The charge ordering in Nd0.5Sr0.5MnO3 (〈rA〉 = 1.24 Å), which occurs on cooling the ferromagnetic metallic ground state, is readily destroyed on application of a magnetic field of 6 T. For Y0.5Ca0.5MnO3 (〈rA〉 = 1.13 Å), for which the ground state is charge ordered, on the other hand, magnetic fields have no effect on the charge ordering.

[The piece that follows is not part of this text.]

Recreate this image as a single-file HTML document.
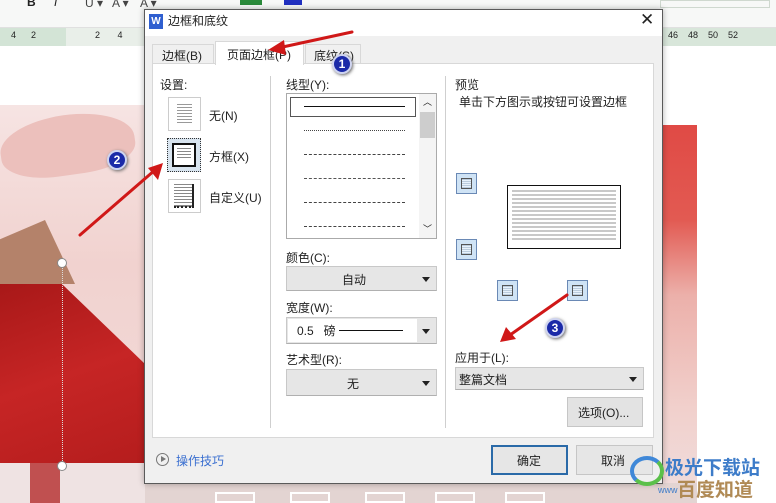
<!DOCTYPE html>
<html><head><meta charset="utf-8"><style>
*{margin:0;padding:0;box-sizing:border-box}
body{width:776px;height:503px;overflow:hidden;position:relative;background:#fff;font-family:"Liberation Sans","Noto Sans CJK SC",sans-serif;font-size:12px;color:#222}
.a{position:absolute}
.t{position:absolute;white-space:nowrap;font-size:12px;color:#222}
.dd{position:absolute;background:#e6e6e6;border:1px solid #c8c8c8;border-bottom-color:#b0b0b0}
.dd:after{content:"";position:absolute;right:6px;top:50%;margin-top:-2px;border-left:4px solid transparent;border-right:4px solid transparent;border-top:5px solid #222}
.pb{position:absolute;width:21px;height:21px;border:1px solid #6a89b5;background:#cfe3f5}
.pb:before{content:"";position:absolute;left:4px;top:4px;right:4px;bottom:4px;border:1px solid #555;background:repeating-linear-gradient(0deg,#bcd 0 1px,#e8f2fb 1px 2px)}
.ln{position:absolute;left:15px;width:101px;height:0}
.num{position:absolute;width:20px;height:20px;border-radius:50%;background:#1b2aa8;border:2px solid #cfd4f0;color:#fff;font-size:12px;font-weight:bold;text-align:center;line-height:16px;box-shadow:1px 1px 3px #666}
.ic{position:absolute;top:-4px;font-size:12px;color:#444}
</style></head><body>
<!-- toolbar -->
<div class="a" style="left:0;top:0;width:776px;height:28px;background:#f7f8f7;border-bottom:1px solid #e0e0e0"></div>
<div class="t" style="left:27px;top:-5px;font-weight:bold">B</div>
<div class="t" style="left:54px;top:-5px;font-style:italic">I</div>
<div class="ic" style="left:85px">U ▾</div>
<div class="ic" style="left:112px">A ▾</div>
<div class="ic" style="left:140px">A ▾</div>
<div class="a" style="left:240px;top:0;width:22px;height:5px;background:#2a8a3a"></div>
<div class="a" style="left:284px;top:0;width:18px;height:5px;background:#2030c0"></div>
<div class="a" style="left:660px;top:0;width:110px;height:8px;border:1px solid #cfd8cf"></div>
<!-- ruler -->
<div class="a" style="left:0;top:28px;width:776px;height:18px;background:#e9efe9"></div>
<div class="a" style="left:0;top:28px;width:66px;height:18px;background:#d3e4d6"></div>
<div class="a" style="left:660px;top:28px;width:116px;height:18px;background:#d8e6da"></div>
<div class="t" style="left:11px;top:30px;font-size:9px">4&nbsp;&nbsp;&nbsp;&nbsp;&nbsp;&nbsp;2</div>
<div class="t" style="left:95px;top:30px;font-size:9px">2&nbsp;&nbsp;&nbsp;&nbsp;&nbsp;&nbsp;&nbsp;4</div>
<div class="t" style="left:668px;top:30px;font-size:9px">46&nbsp;&nbsp;&nbsp;&nbsp;48&nbsp;&nbsp;&nbsp;&nbsp;50&nbsp;&nbsp;&nbsp;&nbsp;52</div>
<!-- left artwork -->
<div class="a" style="left:0;top:105px;width:145px;height:398px;background:linear-gradient(180deg,#f6e4e3 0,#f1d2cf 40%,#f2dcdb 100%)"></div>
<div class="a" style="left:0;top:115px;width:135px;height:60px;border-radius:50% 50% 40% 40%;background:#ecc0bc;transform:rotate(-8deg)"></div>
<div class="a" style="left:0;top:283px;width:145px;height:180px;background:linear-gradient(160deg,#a81818,#c62525 50%,#b51d1d);clip-path:polygon(0 0,42% 0,100% 45%,100% 100%,0 100%)"></div>
<div class="a" style="left:0;top:220px;width:75px;height:64px;background:#b4826a;clip-path:polygon(0 100%,100% 100%,60% 0,0 30%)"></div>
<div class="a" style="left:0;top:463px;width:145px;height:40px;background:#efe3e3"></div>
<div class="a" style="left:30px;top:463px;width:30px;height:40px;background:#c05050"></div>
<div class="a" style="left:62px;top:265px;width:0;height:200px;border-left:1px dotted #ddd"></div>
<div class="a" style="left:57px;top:258px;width:10px;height:10px;border-radius:50%;background:#fff;border:1px solid #888"></div>
<div class="a" style="left:57px;top:461px;width:10px;height:10px;border-radius:50%;background:#fff;border:1px solid #888"></div>
<!-- right artwork -->
<div class="a" style="left:662px;top:125px;width:35px;height:378px;background:linear-gradient(180deg,#e04a45 0,#e25a52 25%,#ecb0aa 45%,#f1d0cc 75%,#f0dede 100%)"></div>
<div class="a" style="left:145px;top:483px;width:552px;height:20px;background:#e3d4d2"></div>
<div class="a" style="left:215px;top:492px;width:40px;height:11px;border:2px solid #fff"></div>
<div class="a" style="left:290px;top:492px;width:40px;height:11px;border:2px solid #fff"></div>
<div class="a" style="left:365px;top:492px;width:40px;height:11px;border:2px solid #fff"></div>
<div class="a" style="left:435px;top:492px;width:40px;height:11px;border:2px solid #fff"></div>
<div class="a" style="left:505px;top:492px;width:40px;height:11px;border:2px solid #fff"></div>
<!-- dialog -->
<div class="a" style="left:144px;top:9px;width:519px;height:475px;background:#f0f0f0;border:1px solid #5a5a5a;box-shadow:0 0 6px rgba(0,0,0,.3)"></div>
<div class="a" style="left:145px;top:10px;width:517px;height:26px;background:#fff"></div>
<div class="a" style="left:149px;top:14px;width:14px;height:15px;background:#2f5fd0;color:#fff;font-size:10px;font-weight:bold;text-align:center;line-height:15px">W</div>
<div class="t" style="left:168px;top:12px">边框和底纹</div>
<div class="t" style="left:640px;top:10px;font-size:17px">✕</div>
<!-- tabs -->
<div class="a" style="left:152px;top:44px;width:62px;height:20px;background:#f0f0f0;border:1px solid #d8d8d8;border-bottom:none"></div>
<div class="t" style="left:162px;top:47px">边框(B)</div>
<div class="a" style="left:305px;top:44px;width:56px;height:20px;background:#f0f0f0;border:1px solid #d8d8d8;border-bottom:none"></div>
<div class="t" style="left:314px;top:47px">底纹(S)</div>
<div class="a" style="left:152px;top:63px;width:502px;height:375px;background:#fff;border:1px solid #d8d8d8"></div>
<div class="a" style="left:215px;top:41px;width:89px;height:24px;background:#fff;border:1px solid #d8d8d8;border-bottom:none"></div>
<div class="t" style="left:227px;top:46px">页面边框(P)</div>
<!-- settings -->
<div class="t" style="left:160px;top:76px">设置:</div>
<div class="a" style="left:168px;top:97px;width:33px;height:34px;border:1px solid #ccc;background:#fff"></div>
<div class="a" style="left:177px;top:104px;width:15px;height:20px;background:repeating-linear-gradient(180deg,#999 0 1px,transparent 1px 3px)"></div>
<div class="t" style="left:209px;top:107px">无(N)</div>
<div class="a" style="left:167px;top:138px;width:34px;height:34px;border:1px dotted #333;background:#d8e4ef"></div>
<div class="a" style="left:172px;top:143px;width:24px;height:24px;border:2px solid #111;background:#fff"></div>
<div class="a" style="left:177px;top:148px;width:14px;height:12px;background:repeating-linear-gradient(180deg,#888 0 1px,transparent 1px 3px)"></div>
<div class="t" style="left:209px;top:148px">方框(X)</div>
<div class="a" style="left:168px;top:179px;width:33px;height:34px;border:1px solid #ccc;background:#fff"></div>
<div class="a" style="left:174px;top:184px;width:20px;height:24px;border-right:2px solid #222;border-bottom:2px dotted #222;background:repeating-linear-gradient(180deg,#888 0 1px,transparent 1px 3px)"></div>
<div class="t" style="left:209px;top:189px">自定义(U)</div>
<div class="a" style="left:270px;top:76px;width:1px;height:352px;background:#cfcfcf"></div>
<div class="a" style="left:445px;top:76px;width:1px;height:352px;background:#cfcfcf"></div>
<!-- line style -->
<div class="t" style="left:286px;top:76px">线型(Y):</div>
<div class="a" style="left:286px;top:93px;width:151px;height:146px;border:1px solid #aaa;background:#fff"></div>
<div class="a" style="left:290px;top:97px;width:126px;height:20px;border:1px solid #555"></div>
<div class="ln" style="left:304px;top:106px;border-top:1px solid #111"></div>
<div class="ln" style="left:304px;top:130px;border-top:1px dotted #444"></div>
<div class="ln" style="left:304px;top:154px;border-top:1px dashed #444"></div>
<div class="ln" style="left:304px;top:178px;border-top:1px dashed #555"></div>
<div class="ln" style="left:304px;top:202px;border-top:1px dashed #444"></div>
<div class="ln" style="left:304px;top:226px;border-top:1px dashed #444"></div>
<div class="a" style="left:419px;top:94px;width:17px;height:144px;background:#f4f4f4"></div>
<div class="a" style="left:420px;top:112px;width:15px;height:26px;background:#cdcdcd"></div>
<div class="t" style="left:423px;top:95px;font-size:9px">︿</div>
<div class="t" style="left:423px;top:222px;font-size:9px">﹀</div>
<div class="t" style="left:286px;top:249px">颜色(C):</div>
<div class="dd" style="left:286px;top:266px;width:151px;height:25px"></div>
<div class="t" style="left:342px;top:271px">自动</div>
<div class="t" style="left:286px;top:299px">宽度(W):</div>
<div class="dd" style="left:286px;top:317px;width:151px;height:27px"></div>
<div class="a" style="left:288px;top:319px;width:129px;height:23px;background:#fff"></div>
<div class="t" style="left:297px;top:322px">0.5&nbsp;&nbsp;&nbsp;磅</div>
<div class="a" style="left:339px;top:330px;width:64px;border-top:1px solid #111"></div>
<div class="t" style="left:286px;top:351px">艺术型(R):</div>
<div class="dd" style="left:286px;top:369px;width:151px;height:27px"></div>
<div class="t" style="left:347px;top:375px">无</div>
<!-- preview -->
<div class="t" style="left:455px;top:76px">预览</div>
<div class="t" style="left:459px;top:93px">单击下方图示或按钮可设置边框</div>
<div class="a" style="left:507px;top:185px;width:114px;height:64px;border:1.5px solid #111;background:#fff"></div>
<div class="a" style="left:512px;top:190px;width:104px;height:52px;background:repeating-linear-gradient(180deg,#c8c8c8 0 2px,#fff 2px 4px)"></div>
<div class="pb" style="left:456px;top:173px"></div>
<div class="pb" style="left:456px;top:239px"></div>
<div class="pb" style="left:497px;top:280px"></div>
<div class="pb" style="left:567px;top:280px"></div>
<div class="t" style="left:455px;top:349px">应用于(L):</div>
<div class="dd" style="left:455px;top:367px;width:189px;height:23px"></div>
<div class="t" style="left:459px;top:371px">整篇文档</div>
<div class="a" style="left:567px;top:397px;width:76px;height:30px;background:#e3e3e3;border:1px solid #c6c6c6"></div>
<div class="t" style="left:578px;top:404px">选项(O)...</div>
<!-- bottom -->
<div class="a" style="left:156px;top:453px;width:13px;height:13px;border:1px solid #777;border-radius:50%"></div>
<div class="a" style="left:161px;top:456px;border-top:3.5px solid transparent;border-bottom:3.5px solid transparent;border-left:5px solid #777"></div>
<div class="t" style="left:176px;top:452px;color:#3a6fd0">操作技巧</div>
<div class="a" style="left:491px;top:445px;width:77px;height:30px;background:#e6e6e6;border:2px solid #2a6aa8"></div>
<div class="t" style="left:517px;top:452px">确定</div>
<div class="a" style="left:576px;top:445px;width:77px;height:30px;background:#e6e6e6;border:1px solid #c6c6c6"></div>
<div class="t" style="left:601px;top:452px">取消</div>
<!-- annotations -->
<svg class="a" style="left:0;top:0" width="776" height="503">
<g stroke="#d01818" stroke-width="3" stroke-linecap="round" fill="#d01818">
<line x1="352" y1="32" x2="278" y2="48"/>
<polygon points="268,50 284,40 286,55" stroke="none"/>
<line x1="80" y1="235" x2="155" y2="170"/>
<polygon points="163,163 148,168 158,180" stroke="none"/>
<line x1="567" y1="295" x2="510" y2="335"/>
<polygon points="500,342 506,327 516,339" stroke="none"/>
</g>
</svg>
<div class="num" style="left:332px;top:54px">1</div>
<div class="num" style="left:107px;top:150px">2</div>
<div class="num" style="left:545px;top:318px">3</div>
<!-- watermark -->
<div class="a" style="left:630px;top:456px;width:34px;height:30px;border:4px solid #3f88d8;border-radius:50%;border-right-color:#5ac04a;border-bottom-color:#5ac04a"></div>
<div class="t" style="left:665px;top:453px;font-size:19px;font-weight:bold;color:#3d7cc9">极光下载站</div>
<div class="t" style="left:677px;top:475px;font-size:19px;font-weight:bold;color:#b08a55">百度知道</div>
<div class="t" style="left:658px;top:485px;font-size:9px;color:#3d7cc9">www</div>
</body></html>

In order to understand such a marked difference in charge-ordering behaviour of the manganates, we have investigated the structure as well as the electrical and magnetic properties of Ln(0.5)Ca(0.5)MnO(3) compositions (Ln = Nd, Sm, Gd and Dy) wherein 〈rA〉 varies over the range 1.17-1.13 Å. The lattice distortion index, D, and charge-ordering transition temperature, TCO, for the manganates increase with the decreasing 〈rA〉. The charge-ordered state is transformed to a metallic state on applying a magnetic field of 6 T in the case of Nd0.5Ca0.5MnO3 (〈rA〉 = 1.17 Å), but this is not the case with the analogous Sm, Gd and Dy manganates with 〈rA〉 less than 1.17 A. In order to explain this behaviour, we have examined the 〈rA〉-dependence of the Mn-O-Mn bond angle, the average Mn-O distance and the apparent one-electron bandwidth, obtained from these structural parameters. It is suggested that the extraordinary sensitivity of the charge ordering to 〈rA〉 arises From factors other than those based on the Mn-O-Mn bond angle and average Mn-O distances alone. It is possible that the competition between the covalent mixing of the oxygen O: 2p sigma orbital with the A-site and B-sire cation orbitals plays a crucial role. Strain effects due to size mismatch between A-site cations could also cause considerable changes in TCO.